Echoes, thanks for reminding me that it was her caring that caused her to say she would be there...you're right. And I agree on the super-sensitive thing also Yeah...I can be super sensitive to what people do, say and how they say it. I like the part about T's caring isn't what we pay for also....that is a good way of understanding it. I am sure it is true. I am sure in reality no doctor can care just because we have walked into their office and it is our hour.....the caring is the human part. I just wish the relationship was easier to understand...it warps my attachment-issued-brain trying to understand it LOL.
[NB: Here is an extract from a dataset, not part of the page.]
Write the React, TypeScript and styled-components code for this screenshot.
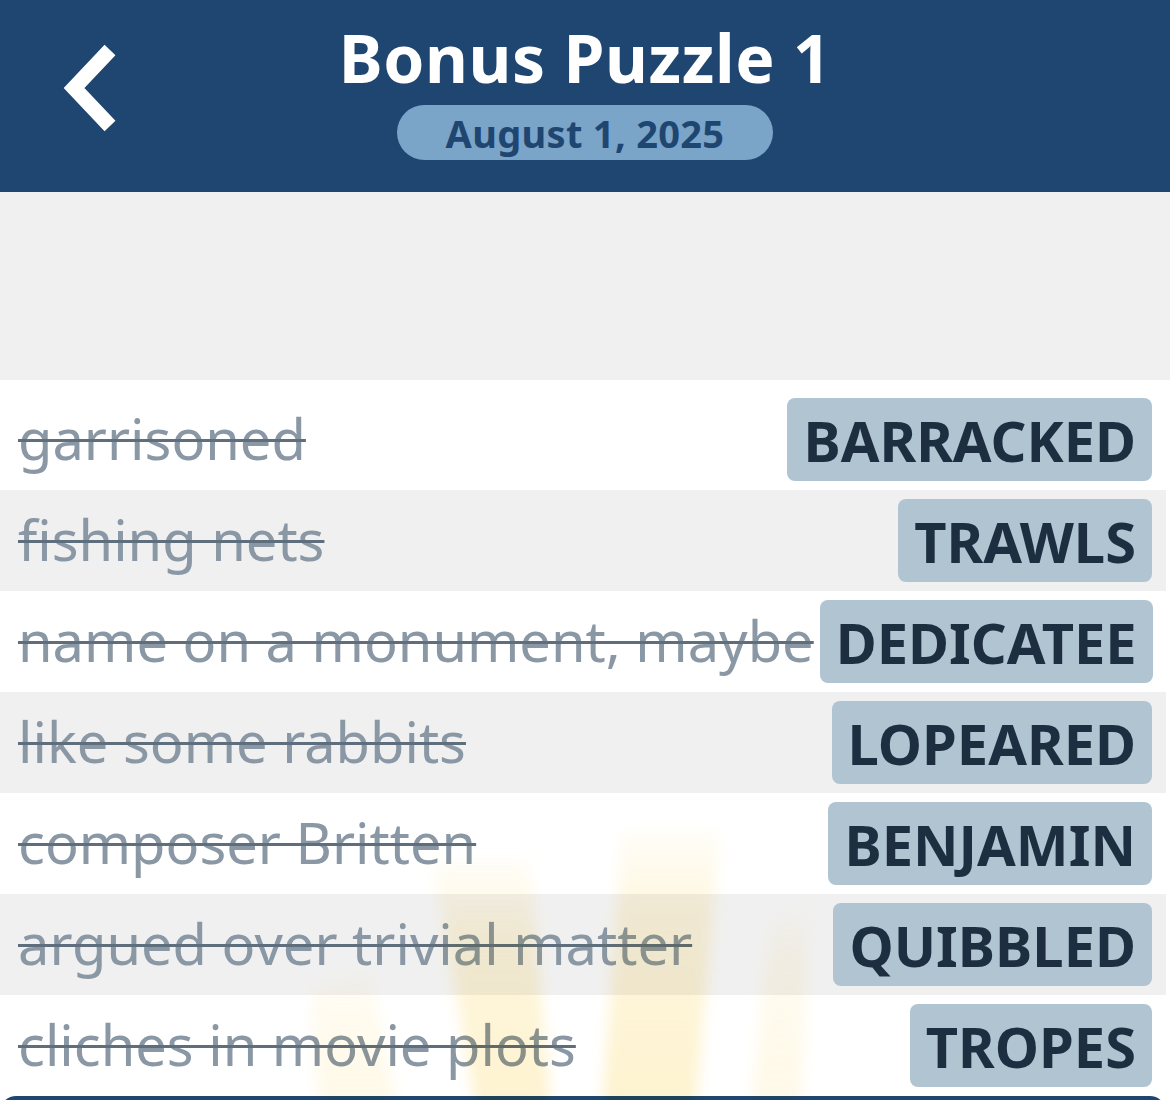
import styled, { createGlobalStyle } from 'styled-components';

const GlobalStyle = createGlobalStyle`
  html, body {
    margin: 0;
    padding: 0;
    background: #ffffff;
  }
  body {
    font-family: "Noto Sans", "Open Sans", sans-serif;
  }
`

const Page = styled.div`
  width: 1170px;
  height: 1100px;
  overflow: hidden;
  position: relative;
  background: #ffffff;
`

const Header = styled.header`
  height: 192px;
  background: #1f4670;
  position: relative;
  display: flex;
  flex-direction: column;
  align-items: center;
  padding-top: 17px;
  box-sizing: border-box;
`

const BackButton = styled.button`
  position: absolute;
  left: 56px;
  top: 40px;
  width: 68px;
  height: 96px;
  padding: 0;
  border: none;
  background: none;
  display: flex;
  align-items: center;
  justify-content: center;
`

const Title = styled.h1`
  margin: 0;
  color: #ffffff;
  font-size: 66px;
  font-weight: 700;
  line-height: 80px;
  letter-spacing: 0.6px;
`

const DatePill = styled.div`
  margin-top: 8px;
  width: 376px;
  height: 55px;
  border-radius: 28px;
  background: #7ba4c9;
  color: #1f4670;
  font-size: 38px;
  font-weight: 700;
  letter-spacing: 0.3px;
  display: flex;
  align-items: center;
  justify-content: center;
`

const Spacer = styled.div`
  height: 188px;
  background: #f0f0f0;
`

const List = styled.ul`
  list-style: none;
  margin: 0;
  padding: 9px 4px 0 0;
  background: #ffffff;
  position: relative;
`

const Row = styled.li<{ $shaded: boolean }>`
  height: 101px;
  display: flex;
  align-items: center;
  justify-content: space-between;
  gap: 6px;
  background: ${({ $shaded }) => ($shaded ? '#f0f0f0' : '#ffffff')};
  padding: 0 14px 0 18px;
  position: relative;
  z-index: 1;
`

const Clue = styled.span`
  color: #8a97a4;
  font-size: 56px;
  line-height: 1;
  white-space: nowrap;
  text-decoration: line-through;
  text-decoration-color: #5f6e7c;
  text-decoration-thickness: 3px;
  margin-top: -4px;
`

const Answer = styled.span`
  height: 83px;
  padding: 0 16px;
  border-radius: 8px;
  background: #b1c4d2;
  color: #1c2e40;
  font-size: 56px;
  font-weight: 700;
  display: flex;
  align-items: center;
  white-space: nowrap;
  flex-shrink: 0;
`

const Glow = styled.svg`
  position: absolute;
  left: 280px;
  top: 780px;
  z-index: 2;
  pointer-events: none;
  mix-blend-mode: multiply;
`

const BottomPanel = styled.div`
  height: 40px;
  margin-right: 4px;
  background: #1f4670;
  border-radius: 16px 16px 0 0;
`

const clues = [
  { clue: 'garrisoned', answer: 'BARRACKED' },
  { clue: 'fishing nets', answer: 'TRAWLS' },
  { clue: 'name on a monument, maybe', answer: 'DEDICATEE' },
  { clue: 'like some rabbits', answer: 'LOPEARED' },
  { clue: 'composer Britten', answer: 'BENJAMIN' },
  { clue: 'argued over trivial matter', answer: 'QUIBBLED' },
  { clue: 'cliches in movie plots', answer: 'TROPES' },
]

export default function App() {
  return (
    <Page>
      <GlobalStyle />
      <Header>
        <BackButton aria-label="Back">
          <svg width="60" height="92" viewBox="0 0 60 92">
            <polyline
              points="50,8 14,46 50,84"
              fill="none"
              stroke="#ffffff"
              strokeWidth="15"
              strokeLinejoin="miter"
            />
          </svg>
        </BackButton>
        <Title>Bonus Puzzle 1</Title>
        <DatePill>August 1, 2025</DatePill>
      </Header>
      <Spacer />
      <List>
        {clues.map((c, i) => (
          <Row key={c.answer} $shaded={i % 2 === 1}>
            <Clue>{c.clue}</Clue>
            <Answer>{c.answer}</Answer>
          </Row>
        ))}
      </List>
      <Glow width="540" height="330" viewBox="0 0 540 330">
        <defs>
          <linearGradient id="beam" x1="0" y1="0" x2="0" y2="1">
            <stop offset="0" stopColor="#fde9a8" stopOpacity="0.15" />
            <stop offset="0.3" stopColor="#fde9a8" stopOpacity="0.7" />
            <stop offset="1" stopColor="#fde9a8" stopOpacity="1" />
          </linearGradient>
          <filter id="soft" x="-30%" y="-30%" width="160%" height="160%">
            <feGaussianBlur stdDeviation="7" />
          </filter>
        </defs>
        <g filter="url(#soft)" opacity="0.55">
          <polygon points="152,80 250,80 272,340 198,340" fill="url(#beam)" />
          <polygon points="342,50 440,50 415,340 321,340" fill="url(#beam)" />
          <polygon points="30,210 90,190 120,340 40,340" fill="url(#beam)" opacity="0.5" />
          <polygon points="490,140 530,130 520,340 470,340" fill="url(#beam)" opacity="0.5" />
        </g>
      </Glow>
      <BottomPanel />
    </Page>
  )
}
Perna, I like what you said about going back to asking why you are in the relationship, and what you called "selfish" mode, although I actually wouldn't call it selfish.
I do that sometimes, too, but when I do it, it really is selfish I've gone into my black-and-white thinking mode on Dr. L a few times and said some really cold things, because in my mind, she doesn't care so has no feelings to hurt
And you're right about T's not being perfect...and if they were, how could we learn to work with a relationship?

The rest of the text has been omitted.